By taking median measurements, the ideal specifications of a 2017 XKSS were arrived at. But building it is a different matter. In the chase for ultimate authenticity, everything had to be correct. The archives yielded much information. Everything from the number and type of rivets used, to the grain of the leather on the seats to the type of wood used on the steering wheel was painstakingly recreated, crafted and assembled.

Some parts were easier than others. Smiths, who make the gauges, are no longer in business, but the Coventry area is awash with businesses and individuals with the necessary skills to create replicas from the original drawings. The same was true of the three Weber DC03 carburettors that sit atop the heart of the car – a straight six, twin-cam, 3.4-litre engine that was rebuilt from the cast iron block upwards by classic car stalwarts Crosthwaite and Gardner. Dunlop agreed to remould a supply of R5 tyres especially for the project.

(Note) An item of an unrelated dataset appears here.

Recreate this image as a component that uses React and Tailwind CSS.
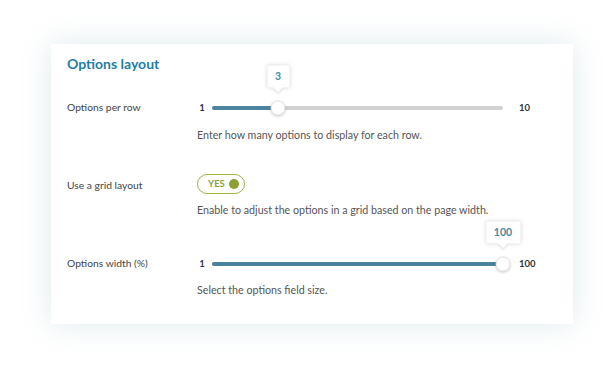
import React from "react";

function Tooltip({ value, w }) {
  return (
    <div className="absolute left-1/2 -translate-x-1/2 bottom-[25px] flex flex-col items-center">
      <div
        className={`${w} h-[22px] bg-white flex items-center justify-center text-[10.5px] font-bold text-[#4a8a9c] shadow-[0_0_4px_rgba(0,0,0,0.15)] rounded-[2px]`}
      >
        {value}
      </div>
      <div className="w-[7px] h-[7px] bg-white rotate-45 -mt-[4px] shadow-[2px_2px_2px_rgba(0,0,0,0.08)]" />
    </div>
  );
}

function Slider({ pct, value, max, tipW }) {
  return (
    <div className="flex items-center h-[16px]">
      <span className="w-[10px] text-center text-[9.5px] font-bold text-[#333]">1</span>
      <div className="ml-[5px] relative w-[291px] h-[4px] rounded-full bg-[#d2d2d2]">
        <div
          className="absolute left-0 top-0 h-[4px] rounded-full bg-[#4a84a0]"
          style={{ width: `${pct}%` }}
        />
        <div
          className="absolute top-1/2 -translate-y-1/2 -translate-x-1/2 w-[15px] h-[15px]"
          style={{ left: `${pct}%` }}
        >
          <div className="w-[15px] h-[15px] rounded-full bg-white border border-[#e4e4e4] shadow-[0_1px_3px_rgba(0,0,0,0.2)]" />
          <Tooltip value={value} w={tipW} />
        </div>
      </div>
      <span className="ml-[16px] text-[9.5px] font-bold text-[#333]">{max}</span>
    </div>
  );
}

export default function App() {
  return (
    <div
      className="w-[616px] h-[375px] bg-white overflow-hidden pt-[44px] pl-[51px]"
      style={{ fontFamily: "Lato, 'Open Sans', sans-serif" }}
    >
      <div className="w-[522px] h-[280px] bg-white shadow-[0_0_28px_rgba(110,160,175,0.22)] pl-[16px] pt-[11px]">
        <h2 className="text-[14px] leading-[18px] font-bold text-[#1f7ea5]">Options layout</h2>

        {/* Row 1 */}
        <div className="flex mt-[27px]">
          <div className="w-[130px] h-[16px] flex items-center text-[10.3px] text-[#444]">Options per row</div>
          <div className="flex flex-col">
            <Slider pct={22.7} value="3" max="10" tipW="w-[22px]" />
            <p className="mt-[12px] text-[10.7px] leading-[14px] text-[#555]">
              Enter how many options to display for each row.
            </p>
          </div>
        </div>

        {/* Row 2 */}
        <div className="flex mt-[32px]">
          <div className="w-[130px] h-[20px] pt-[4px] flex items-center text-[10.3px] text-[#444]">Use a grid layout</div>
          <div className="flex flex-col">
            <div className="w-[48px] h-[20px] rounded-full border-[1.5px] border-[#a3b443] flex items-center justify-between pl-[10px] pr-[5px]">
              <span className="text-[9.5px] font-bold text-[#8ea23a] leading-none">YES</span>
              <span className="w-[10px] h-[10px] rounded-full bg-[#8aa232]" />
            </div>
            <p className="mt-[9px] text-[10.7px] leading-[14px] text-[#555]">
              Enable to adjust the options in a grid based on the page width.
            </p>
          </div>
        </div>

        {/* Row 3 */}
        <div className="flex mt-[39px]">
          <div className="w-[130px] h-[16px] flex items-center text-[10.3px] text-[#444]">Options width (%)</div>
          <div className="flex flex-col">
            <Slider pct={100} value="100" max="100" tipW="w-[34px]" />
            <p className="mt-[11px] text-[10.7px] leading-[14px] text-[#555]">
              Select the options field size.
            </p>
          </div>
        </div>
      </div>
    </div>
  );
}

There were some areas where the realities of modern health and safety necessitated changes. Modern fuel contains large amounts of ethanol, which would eat through the period rubber fuel hoses and tank bag in a matter of months, so they were recreated using modern materials derived from Formula 1. The original disc brakes – a huge innovation at the time – have been faithfully recreated, but the Mintex pads have a modern compound rather than the original asbestos. A four-point racing harness has been fitted to the seats as well. The result is as about as faithful a recreation as it’s possible to get, and one that will occupy the Classic team for the next year or so – the final car is due to be finished in March 2018, and each will have about 7000 man hours of work put into them.

And then? The Jaguar archives are bulging with projects that never were, or were never finished, and ideas that never came to fruition. Riches answers with a glint in his eye. “Wait and see,” he winks.